Ivan’s pre-war childhood is given to us in a series of dreams: a beautiful opening sequence of Ivan taking flight, his mother at a well, on an apple cart with a girl in ridiculously torrential rain, horses on the beach eating apples. Each sequence has an understandable oddness - the too heavy rain, his mother’s poetic story about the star in the deep well, ‘it’s day for us but night for the star’ - and the summery quality of the brightly lit imagery contrasts with the darkness and wintery grey of war. And yet, the uncanny nature of dream seeps into the portrayal of war, not least in Ivan’s own status as a hardened war veteran who the adults ultimately defer to. The dugout is a rag-and-bone shop of the soul, a place where men wait to go and die, bored, tinkering with gramophones and listening for the bombs. Outside, trucks lurch about in the mud, and flares are sent up and drift one after the other with numbing regularity. The quick stab at a romance seems half-hearted and desperate at the same time. Masha is in charge of the hospital, ineffectively in charge, according to the young captain who is obviously in love with her and looking for any excuse to send her away from the fighting. Captain Kohlin also makes a pass at her, kissing her as he holds her over a trench, her feet dangling. The wish for love is as forlorn as the wish for a normal childhood for Ivan or the old man’s search for a nail.
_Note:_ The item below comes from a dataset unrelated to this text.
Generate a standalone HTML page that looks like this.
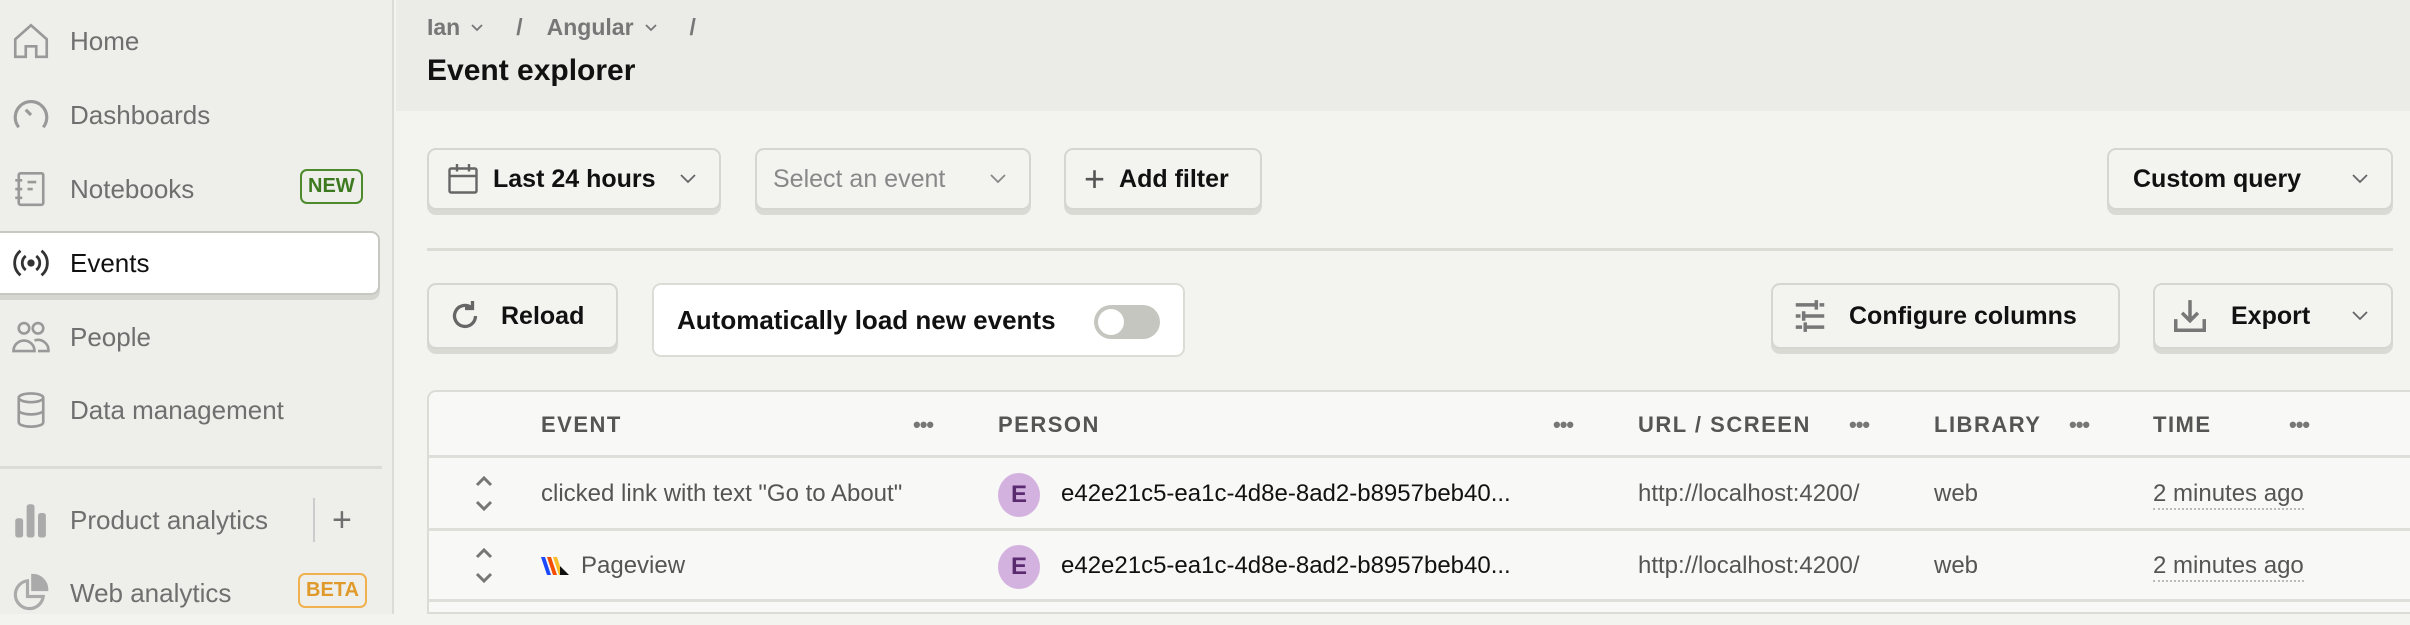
<!DOCTYPE html>
<html><head><meta charset="utf-8"><style>
*{box-sizing:border-box;margin:0;padding:0}
body{width:2410px;height:614px;overflow:hidden;background:#f3f3f0;font-family:"Liberation Sans",sans-serif;position:relative;color:#111}
.abs{position:absolute}
#side{left:0;top:0;width:394px;height:614px;background:#eeeeea;border-right:2px solid #dcdcd6}
.nav{position:absolute;left:0;width:380px;height:64px;display:flex;align-items:center;font-size:26px;color:#6f6f6f}
.nav svg{position:absolute;left:10px;width:42px;height:42px}
.nav span{position:absolute;left:70px}
.badge{position:absolute;font-size:20px;font-weight:bold;border:2px solid;border-radius:7px;padding:4px 6px}
#hdr{left:396px;top:0;right:0;height:111px;background:#ebebe7}
.btn{position:absolute;height:62px;background:#f3f3f0;border:2px solid #d6d6d0;border-radius:9px;box-shadow:0 5px 0 #dadad5;display:flex;align-items:center;font-size:25px;font-weight:bold;color:#111}
.btn svg{flex:none}
.chev{position:absolute;right:22px;top:22px}
.th{position:absolute;top:412px;font-size:22px;font-weight:bold;letter-spacing:1.5px;color:#555}
.dots{position:absolute;top:412px;font-size:22px;color:#777;font-weight:bold;letter-spacing:-1px}
.td{position:absolute;font-size:24px;color:#555}
.hl{position:absolute;left:429px;width:1981px;height:3px;background:#dfdfd9}
</style></head><body>
<div id="side" class="abs">
 <div class="nav" style="top:9px"><svg viewBox="0 0 24 24" fill="none" stroke="#999" stroke-width="1.5"><path d="M3 11 L12 3 L21 11 V21 H15 V15 H9 V21 H3 Z"/></svg><span>Home</span></div>
 <div class="nav" style="top:83px"><svg viewBox="0 0 24 24" fill="none" stroke="#999" stroke-width="1.8"><path d="M5 19 A9 9 0 1 1 19 19"/><path d="M9 9 L12 12"/></svg><span>Dashboards</span></div>
 <div class="nav" style="top:157px"><svg viewBox="0 0 24 24" fill="none" stroke="#999" stroke-width="1.5"><rect x="5" y="3" width="14" height="18" rx="1"/><path d="M3 7h4M3 12h4M3 17h4M10 8h5M10 12h3"/></svg><span>Notebooks</span><div class="badge" style="left:300px;top:12px;color:#3d7a1f;border-color:#4c8a2b">NEW</div></div>
 <div class="nav" style="top:231px;background:#fff;border:2px solid #c8c8c2;border-left:none;border-radius:0 9px 9px 0;box-shadow:0 5px 0 #d6d6d0;color:#111"><svg viewBox="0 0 24 24" fill="none" stroke="#333" stroke-width="1.6"><path d="M6 5 A9 9 0 0 0 6 19M18 5 A9 9 0 0 1 18 19M9 8 A5 5 0 0 0 9 16M15 8 A5 5 0 0 1 15 16"/><circle cx="12" cy="12" r="1.3" fill="#333"/></svg><span>Events</span></div>
 <div class="nav" style="top:305px"><svg viewBox="0 0 24 24" fill="none" stroke="#999" stroke-width="1.5"><circle cx="8" cy="7" r="3"/><circle cx="16" cy="7" r="3"/><path d="M2 20 A6 6 0 0 1 14 20 Z M14 14 A6 6 0 0 1 22 20 H16"/></svg><span>People</span></div>
 <div class="nav" style="top:378px"><svg viewBox="0 0 24 24" fill="none" stroke="#999" stroke-width="1.5"><ellipse cx="12" cy="5" rx="7" ry="2.5"/><path d="M5 5v14c0 1.5 3 2.5 7 2.5s7-1 7-2.5V5M5 12c0 1.5 3 2.5 7 2.5s7-1 7-2.5"/></svg><span>Data management</span></div>
 <div class="abs" style="left:0;top:466px;width:382px;height:3px;background:#dcdcd6"></div>
 <div class="nav" style="top:488px"><svg viewBox="0 0 24 24" fill="#aaa"><rect x="3" y="11" width="4.5" height="11" rx="1.5"/><rect x="9.5" y="3" width="4.5" height="19" rx="1.5"/><rect x="16" y="8" width="4.5" height="14" rx="1.5"/></svg><span>Product analytics</span><div class="abs" style="left:313px;top:10px;width:2px;height:44px;background:#ccc"></div><span style="left:332px;font-size:34px">+</span></div>
 <div class="nav" style="top:561px"><svg viewBox="0 0 24 24" fill="none" stroke="#aaa" stroke-width="1.8"><path d="M10 5 A8 8 0 1 0 19 14 H10 Z"/><path d="M13 2 A8 8 0 0 1 21 10 H13 Z" fill="#aaa"/></svg><span>Web analytics</span><div class="badge" style="left:298px;top:12px;color:#e09a2c;border-color:#f0b14f">BETA</div></div>
</div>
<div id="hdr" class="abs"></div>
<div class="abs" style="left:427px;top:14px;font-size:23px;color:#777;font-weight:bold;display:flex;align-items:center;gap:10px">Ian <svg width="14" height="10" viewBox="0 0 14 10" fill="none" stroke="#777" stroke-width="1.8"><path d="M2 2l5 5 5-5"/></svg><span style="margin-left:22px">/</span><span style="margin-left:14px">Angular</span><svg width="14" height="10" viewBox="0 0 14 10" fill="none" stroke="#777" stroke-width="1.8"><path d="M2 2l5 5 5-5"/></svg><span style="margin-left:22px">/</span></div>
<div class="abs" style="left:427px;top:54px;font-size:30px;font-weight:bold">Event explorer</div>

<div class="btn" style="left:427px;top:148px;width:294px"><svg style="margin-left:16px" width="36" height="36" viewBox="0 0 24 24" fill="none" stroke="#666" stroke-width="1.6"><rect x="3" y="5" width="18" height="16" rx="1"/><path d="M3 10h18M8 2v5M16 2v5"/></svg><span style="margin-left:12px">Last 24 hours</span><svg class="chev" width="18" height="14" viewBox="0 0 18 14" fill="none" stroke="#666" stroke-width="1.8"><path d="M2 3l7 7 7-7"/></svg></div>
<div class="btn" style="left:755px;top:148px;width:276px;color:#888;font-weight:normal"><span style="margin-left:16px">Select an event</span><svg class="chev" width="18" height="14" viewBox="0 0 18 14" fill="none" stroke="#888" stroke-width="1.8"><path d="M2 3l7 7 7-7"/></svg></div>
<div class="btn" style="left:1064px;top:148px;width:198px"><span style="margin-left:18px;font-size:36px;font-weight:normal;color:#555">+</span><span style="margin-left:14px">Add filter</span></div>
<div class="btn" style="left:2107px;top:148px;width:286px"><span style="margin-left:24px">Custom query</span><svg class="chev" width="18" height="14" viewBox="0 0 18 14" fill="none" stroke="#666" stroke-width="1.8"><path d="M2 3l7 7 7-7"/></svg></div>
<div class="abs" style="left:427px;top:248px;width:1966px;height:3px;background:#dcdcd6"></div>

<div class="btn" style="left:427px;top:283px;width:191px;height:66px"><svg style="margin-left:18px" width="36" height="36" viewBox="0 0 24 24" fill="none" stroke="#666" stroke-width="2.2"><path d="M19 12 A7 7 0 1 1 16 6.2"/><path d="M17 2v5h-5" stroke-linejoin="miter"/></svg><span style="margin-left:18px">Reload</span></div>
<div class="abs" style="left:652px;top:283px;width:533px;height:74px;background:#fff;border:2px solid #dcdcd6;border-radius:9px;font-size:26px;font-weight:bold;display:flex;align-items:center"><span style="margin-left:23px">Automatically load new events</span><div class="abs" style="left:440px;top:20px;width:66px;height:34px;border-radius:17px;background:#c6c6c0"><div class="abs" style="left:4px;top:4px;width:26px;height:26px;border-radius:50%;background:#fff"></div></div></div>
<div class="btn" style="left:1771px;top:283px;width:349px;height:66px"><svg style="margin-left:18px" width="38" height="38" viewBox="0 0 24 24" fill="none" stroke="#777" stroke-width="2.2"><path d="M3 5h12M18 5h3M16 2v6M3 12h3M9 12h12M8 9v6M3 19h4M10 19h11M9 16v6"/></svg><span style="margin-left:20px">Configure columns</span></div>
<div class="btn" style="left:2153px;top:283px;width:240px;height:66px"><svg style="margin-left:16px" width="38" height="38" viewBox="0 0 24 24" fill="none" stroke="#777" stroke-width="2.2"><path d="M3 14v7h18v-7M12 2v13M7 10l5 5 5-5"/></svg><span style="margin-left:22px">Export</span><svg class="chev" style="top:24px" width="18" height="14" viewBox="0 0 18 14" fill="none" stroke="#666" stroke-width="1.8"><path d="M2 3l7 7 7-7"/></svg></div>

<div class="abs" style="left:427px;top:390px;width:1983px;height:224px;background:#f8f8f6;border:2px solid #dcdcd6;border-right:none;border-radius:9px 0 0 0"></div>
<div class="hl" style="top:455px"></div><div class="hl" style="top:528px"></div><div class="hl" style="top:599px"></div>
<div class="th" style="left:541px">EVENT</div><div class="dots" style="left:913px">•••</div>
<div class="th" style="left:998px">PERSON</div><div class="dots" style="left:1553px">•••</div>
<div class="th" style="left:1638px">URL / SCREEN</div><div class="dots" style="left:1849px">•••</div>
<div class="th" style="left:1934px">LIBRARY</div><div class="dots" style="left:2069px">•••</div>
<div class="th" style="left:2153px">TIME</div><div class="dots" style="left:2289px">•••</div>

<svg class="abs" style="left:472px;top:474px" width="24" height="40" viewBox="0 0 24 40" fill="none" stroke="#777" stroke-width="3"><path d="M5 11l7-7 7 7M5 28l7 7 7-7"/></svg>
<svg class="abs" style="left:472px;top:546px" width="24" height="40" viewBox="0 0 24 40" fill="none" stroke="#777" stroke-width="3"><path d="M5 11l7-7 7 7M5 28l7 7 7-7"/></svg>
<div class="td" style="left:541px;top:480px">clicked link with text "Go to About"</div>
<svg class="abs" style="left:541px;top:557px" width="30" height="18" viewBox="0 0 30 18"><path d="M0 0l4 0 6 18h-4z" fill="#1d4aff"/><path d="M6 0l4 0 6 18h-4z" fill="#f54e00"/><path d="M12 0l4 0 6 18h-4z" fill="#f9bd2b"/><path d="M19 9l9 9h-9z" fill="#111"/></svg>
<div class="td" style="left:581px;top:552px">Pageview</div>
<div class="abs" style="left:998px;top:473px;width:42px;height:44px;border-radius:50%;background:#d4b2e0;color:#5a2a6e;font-size:24px;font-weight:bold;text-align:center;line-height:44px">E</div>
<div class="abs" style="left:998px;top:545px;width:42px;height:44px;border-radius:50%;background:#d4b2e0;color:#5a2a6e;font-size:24px;font-weight:bold;text-align:center;line-height:44px">E</div>
<div class="td" style="left:1061px;top:480px;color:#111">e42e21c5-ea1c-4d8e-8ad2-b8957beb40...</div>
<div class="td" style="left:1061px;top:552px;color:#111">e42e21c5-ea1c-4d8e-8ad2-b8957beb40...</div>
<div class="td" style="left:1638px;top:480px">http://localhost:4200/</div>
<div class="td" style="left:1638px;top:552px">http://localhost:4200/</div>
<div class="td" style="left:1934px;top:480px">web</div><div class="td" style="left:1934px;top:552px">web</div>
<div class="td" style="left:2153px;top:480px;border-bottom:2px dotted #bbb">2 minutes ago</div>
<div class="td" style="left:2153px;top:552px;border-bottom:2px dotted #bbb">2 minutes ago</div>
</body></html>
The culmination comes with the final crossing of the river, a sequence that takes on a mythological resonance. It is after all an actual Styx, with two dead Russian soldiers hung at the bank with a placard proclaiming ‘welcome’ in German. To this is added the mist, the flares that land ever closer, the relentless panning shot that accompanies the soldiers and Ivan in the boat, and Tarkovsky’s masterful use of sound. Throughout the film, sound has played a role; the dripping of rain water or the cracking of logs in a stove evoke not only place, but the heightened perceptions of men who are living every day as if it were their last.
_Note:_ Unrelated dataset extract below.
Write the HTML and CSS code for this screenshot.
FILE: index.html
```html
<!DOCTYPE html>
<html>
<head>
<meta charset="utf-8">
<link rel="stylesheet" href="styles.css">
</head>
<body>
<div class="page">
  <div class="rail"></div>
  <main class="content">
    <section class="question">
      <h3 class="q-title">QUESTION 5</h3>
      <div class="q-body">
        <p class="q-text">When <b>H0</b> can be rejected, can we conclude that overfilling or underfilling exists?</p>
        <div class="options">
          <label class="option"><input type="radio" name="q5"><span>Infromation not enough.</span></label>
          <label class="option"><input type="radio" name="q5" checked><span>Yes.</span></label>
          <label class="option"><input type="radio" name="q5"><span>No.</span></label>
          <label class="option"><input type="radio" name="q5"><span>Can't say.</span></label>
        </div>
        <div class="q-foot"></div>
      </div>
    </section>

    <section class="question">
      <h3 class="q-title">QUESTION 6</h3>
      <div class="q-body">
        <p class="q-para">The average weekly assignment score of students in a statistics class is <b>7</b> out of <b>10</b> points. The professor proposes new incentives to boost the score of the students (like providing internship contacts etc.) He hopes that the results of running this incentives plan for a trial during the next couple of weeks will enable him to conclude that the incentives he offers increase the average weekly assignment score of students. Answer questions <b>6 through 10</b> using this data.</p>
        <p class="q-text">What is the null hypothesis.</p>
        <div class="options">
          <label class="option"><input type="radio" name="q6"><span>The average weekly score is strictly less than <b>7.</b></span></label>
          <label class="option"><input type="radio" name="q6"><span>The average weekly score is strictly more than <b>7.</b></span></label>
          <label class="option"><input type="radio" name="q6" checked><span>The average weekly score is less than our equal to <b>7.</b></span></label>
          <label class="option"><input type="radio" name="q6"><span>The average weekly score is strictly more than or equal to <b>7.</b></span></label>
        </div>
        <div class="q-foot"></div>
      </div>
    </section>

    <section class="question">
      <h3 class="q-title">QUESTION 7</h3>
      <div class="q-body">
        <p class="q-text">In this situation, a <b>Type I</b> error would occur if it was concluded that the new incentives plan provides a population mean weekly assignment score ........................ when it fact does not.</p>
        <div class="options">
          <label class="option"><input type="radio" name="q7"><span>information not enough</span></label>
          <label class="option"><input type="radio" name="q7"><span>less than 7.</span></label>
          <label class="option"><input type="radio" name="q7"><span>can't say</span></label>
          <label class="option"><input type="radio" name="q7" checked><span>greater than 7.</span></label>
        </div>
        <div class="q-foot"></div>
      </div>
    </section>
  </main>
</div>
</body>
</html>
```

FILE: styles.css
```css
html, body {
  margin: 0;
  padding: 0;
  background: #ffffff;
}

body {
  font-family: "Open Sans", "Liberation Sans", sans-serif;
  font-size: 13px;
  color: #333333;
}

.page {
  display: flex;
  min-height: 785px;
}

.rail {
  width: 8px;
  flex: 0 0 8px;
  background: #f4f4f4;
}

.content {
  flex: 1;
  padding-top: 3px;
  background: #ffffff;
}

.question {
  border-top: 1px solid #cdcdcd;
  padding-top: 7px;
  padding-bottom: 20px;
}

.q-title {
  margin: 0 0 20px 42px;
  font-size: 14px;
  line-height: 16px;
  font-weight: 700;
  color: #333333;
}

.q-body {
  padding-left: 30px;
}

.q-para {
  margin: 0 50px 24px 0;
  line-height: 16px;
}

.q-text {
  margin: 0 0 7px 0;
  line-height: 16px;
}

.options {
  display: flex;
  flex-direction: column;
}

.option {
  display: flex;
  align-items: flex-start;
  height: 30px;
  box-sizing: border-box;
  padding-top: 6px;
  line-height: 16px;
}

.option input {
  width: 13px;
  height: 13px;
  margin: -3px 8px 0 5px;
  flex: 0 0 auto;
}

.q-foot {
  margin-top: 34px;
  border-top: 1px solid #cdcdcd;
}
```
Tarkovsky’s first feature-length film, Ivan’s Childhood established him immediately as a major new talent in Soviet and world cinema. It won prizes at several festivals as well as taking the top prize, the Golden Lion, at the Venice Film Festival where it premiered in 1962. Tarkovsky benefited from circumstance; a thawing of the political situation allowed for the film’s more critical depiction of the war, and an earlier version of the story had been abandoned, leaving the door open for him. In a way it was a false dawn for Tarkovsky, whose relationship with the Soviet authorities would become increasingly problematic, leading him to make his last film, The Sacrifice, in Sweden. Ivan’s Childhood remains a stunning debut, a moving and immersive film that both denounces war and evokes its dreamlike beauty.